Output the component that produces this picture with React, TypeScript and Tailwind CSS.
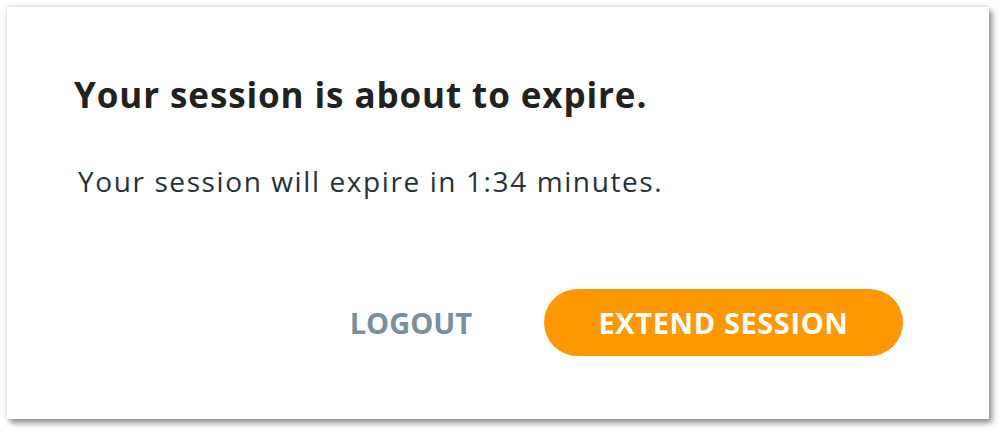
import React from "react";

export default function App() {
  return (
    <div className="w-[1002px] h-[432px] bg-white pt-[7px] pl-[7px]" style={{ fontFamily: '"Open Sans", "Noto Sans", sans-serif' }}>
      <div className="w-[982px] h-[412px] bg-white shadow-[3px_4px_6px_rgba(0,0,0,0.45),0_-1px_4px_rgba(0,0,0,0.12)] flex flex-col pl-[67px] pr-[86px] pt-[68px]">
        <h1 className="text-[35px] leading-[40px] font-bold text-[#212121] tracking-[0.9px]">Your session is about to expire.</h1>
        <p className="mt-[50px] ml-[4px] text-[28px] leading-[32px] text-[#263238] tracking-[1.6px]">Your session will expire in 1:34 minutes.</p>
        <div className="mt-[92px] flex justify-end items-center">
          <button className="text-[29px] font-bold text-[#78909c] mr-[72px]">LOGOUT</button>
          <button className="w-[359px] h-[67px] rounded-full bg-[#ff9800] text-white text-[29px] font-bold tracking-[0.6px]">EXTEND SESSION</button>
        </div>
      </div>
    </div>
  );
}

Brief -
Using the data above, write out every line exactly, leaving the images behind.

Solution below -
Output the component that produces this picture with React, TypeScript and Tailwind CSS.
import React from "react";

export default function App() {
  return (
    <div className="w-[1002px] h-[432px] bg-white pt-[7px] pl-[7px]" style={{ fontFamily: '"Open Sans", "Noto Sans", sans-serif' }}>
      <div className="w-[982px] h-[412px] bg-white shadow-[3px_4px_6px_rgba(0,0,0,0.45),0_-1px_4px_rgba(0,0,0,0.12)] flex flex-col pl-[67px] pr-[86px] pt-[68px]">
        <h1 className="text-[35px] leading-[40px] font-bold text-[#212121] tracking-[0.9px]">Your session is about to expire.</h1>
        <p className="mt-[50px] ml-[4px] text-[28px] leading-[32px] text-[#263238] tracking-[1.6px]">Your session will expire in 1:34 minutes.</p>
        <div className="mt-[92px] flex justify-end items-center">
          <button className="text-[29px] font-bold text-[#78909c] mr-[72px]">LOGOUT</button>
          <button className="w-[359px] h-[67px] rounded-full bg-[#ff9800] text-white text-[29px] font-bold tracking-[0.6px]">EXTEND SESSION</button>
        </div>
      </div>
    </div>
  );
}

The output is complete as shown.